Według archeologów zabytki należy łączyć z nieodległą osadą obronną kultury łużyckiej w Wicinie. Na przełomie VI/V wieku p.n.e. miejsce to uległo całkowitej zagładzie na skutek napadu wojowniczego ludu scytyjskiego. Elementy uprzęży i uzbrojenia odkryte w skarbie mogą świadczyć zdaniem archeologów o tym, że właściciel depozytu uczestniczył w jakimś konflikcie, prawdopodobnie o znaczeniu lokalnym. Kilka przedmiotów składających się na skarb sprowadzono z odległych rejonów. Wśród nich jest wykonane z brązu ogłowie końskie zdobione figurkami ptaków. To zapewne import italski lub południowoalpejski. Takie pochodzenie zabytku potwierdzają analizy metalograficzne wykonane przez naukowców.
Archeolodzy twierdzą, że skarb należał niewątpliwie do metalurga, gdyż wszystkie, zidentyfikowane przedmioty są złomem – pieczołowicie zbieranym surowcem, który miał służyć do dalszego przetapiania. Wśród tego zbioru są jednak wyjątkowe obiekty, o dużej wartości estetycznej. Wśród nich zidentyfikowano też okucia bardzo rzadkich w kulturze łużyckiej rogów do picia i równie rzadką zawieszkę grzebieniowatą.

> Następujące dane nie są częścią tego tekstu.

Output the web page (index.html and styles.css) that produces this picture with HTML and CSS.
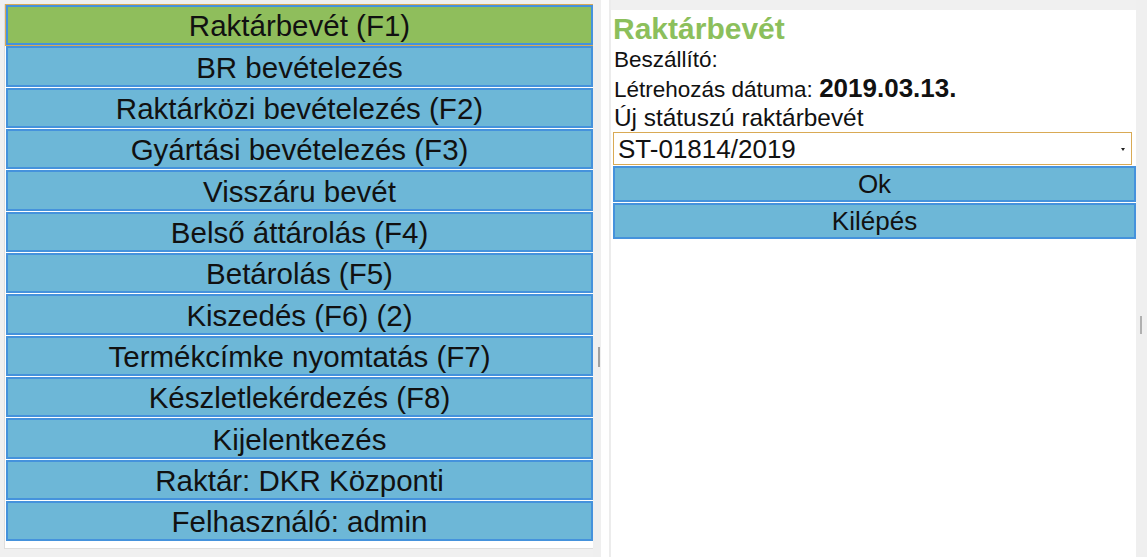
FILE: index.html
```html
<!DOCTYPE html>
<html lang="hu">
<head>
<meta charset="utf-8">
<title>Raktárbevét</title>
<link rel="stylesheet" href="styles.css">
</head>
<body>
<div class="app">
  <nav class="left-pane">
    <button class="menu-btn active">Raktárbevét (F1)</button>
    <button class="menu-btn">BR bevételezés</button>
    <button class="menu-btn">Raktárközi bevételezés (F2)</button>
    <button class="menu-btn">Gyártási bevételezés (F3)</button>
    <button class="menu-btn">Visszáru bevét</button>
    <button class="menu-btn">Belső áttárolás (F4)</button>
    <button class="menu-btn">Betárolás (F5)</button>
    <button class="menu-btn">Kiszedés (F6) (2)</button>
    <button class="menu-btn">Termékcímke nyomtatás (F7)</button>
    <button class="menu-btn">Készletlekérdezés (F8)</button>
    <button class="menu-btn">Kijelentkezés</button>
    <button class="menu-btn">Raktár: DKR Központi</button>
    <button class="menu-btn">Felhasználó: admin</button>
  </nav>
  <div class="splitter">
    <div class="split-gray"><span class="grip"></span></div>
    <div class="split-white"></div>
    <div class="split-edge"></div>
  </div>
  <main class="right-pane">
    <h1 class="title">Raktárbevét</h1>
    <div class="row row-supplier">Beszállító:</div>
    <div class="row row-date">Létrehozás dátuma: <b class="date">2019.03.13.</b></div>
    <div class="row row-status">Új státuszú raktárbevét</div>
    <div class="select">
      <span class="select-value">ST-01814/2019</span>
      <span class="select-arrow"></span>
    </div>
    <button class="form-btn">Ok</button>
    <button class="form-btn">Kilépés</button>
  </main>
  <div class="gutter"><span class="grip grip-right"></span></div>
</div>
</body>
</html>
```

FILE: styles.css
```css
* { box-sizing: border-box; }

html, body {
  margin: 0;
  padding: 0;
  background: #f0f0f0;
  font-family: "Liberation Sans", Arial, sans-serif;
  color: #111;
  overflow: hidden;
}

.app {
  display: flex;
  width: 1147px;
  height: 557px;
  align-items: flex-start;
}

.left-pane {
  margin-top: 4px;
  margin-left: 4px;
  width: 589px;
  height: 545px;
  background: #fff;
  border: 1px solid #dedede;
  border-right: none;
  display: flex;
  flex-direction: column;
  flex-shrink: 0;
}

.menu-btn {
  display: block;
  margin: 0 0 1px 1px;
  width: 587px;
  height: 40.33px;
  padding: 2px 0 0 0;
  background: #6db7d7;
  border: 2px solid #4592dc;
  font-family: "Liberation Sans", Arial, sans-serif;
  font-size: 29.5px;
  line-height: 1;
  color: #111;
  text-align: center;
  cursor: pointer;
  flex-shrink: 0;
}

.menu-btn.active {
  background: #8fbe5c;
  outline: 1px solid #d9aa55;
}

.splitter {
  display: flex;
  width: 18px;
  height: 557px;
  flex-shrink: 0;
}

.split-gray {
  width: 8px;
  background: #efefef;
  padding-top: 347px;
  padding-left: 5px;
}

.split-white {
  width: 8px;
  background: #fff;
}

.split-edge {
  width: 2px;
  background: #ececec;
}

.grip {
  display: block;
  width: 2px;
  height: 20px;
  background: #a0a0a0;
}

.right-pane {
  margin-top: 10px;
  width: 525px;
  height: 547px;
  background: #fff;
  padding-left: 2px;
  flex-shrink: 0;
}

.title {
  margin: 0;
  padding-top: 2px;
  font-size: 30px;
  line-height: 34px;
  font-weight: bold;
  color: #8cbf5c;
}

.row {
  margin: 0;
  padding-left: 1px;
}

.row-supplier {
  font-size: 22.5px;
  line-height: 28px;
}

.row-date {
  font-size: 22.5px;
  line-height: 28px;
}

.date {
  font-size: 26px;
  font-weight: bold;
}

.row-status {
  font-size: 24.4px;
  line-height: 27px;
  margin-bottom: 1px;
}

.select {
  display: flex;
  align-items: center;
  width: 519px;
  height: 33px;
  border: 1px solid #d9aa55;
  padding: 0 6px 0 4px;
  background: #fff;
}

.select-value {
  font-size: 26px;
  line-height: 1;
}

.select-arrow {
  margin-left: auto;
  width: 0;
  height: 0;
  border-left: 2.5px solid transparent;
  border-right: 2.5px solid transparent;
  border-top: 3px solid #222;
  margin-top: 2px;
}

.form-btn {
  display: block;
  width: 523px;
  height: 36px;
  margin: 1px 0 0 0;
  padding: 0;
  background: #6db7d7;
  border: 2px solid #4592dc;
  font-family: "Liberation Sans", Arial, sans-serif;
  font-size: 26px;
  line-height: 1;
  color: #111;
  text-align: center;
}

.gutter {
  width: 11px;
  height: 557px;
  background: #efefef;
  padding-top: 316px;
  padding-left: 4px;
  flex-shrink: 0;
}

.grip-right {
  height: 18px;
  background: #b0b0b0;
}
```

Poza przedmiotami, stanowiącymi surowiec brązowy, w skład skarbu wchodzi całe wyposażenie warsztatu w postaci dwóch form odlewniczych do odlewania guzów, formy do odlewania szpil (co ciekawe, w skarbie jest szpila odlana przy pomocy tej właśnie formy), kompletu żelaznych dłut i żelaznych szczypców do skręcania naszyjników.
Skarb odkrył przypadkowo w październiku 2011 roku grzybiarz – Adam Ryznar. Kosztowności znajdowały się tuż pod leśną ściółką.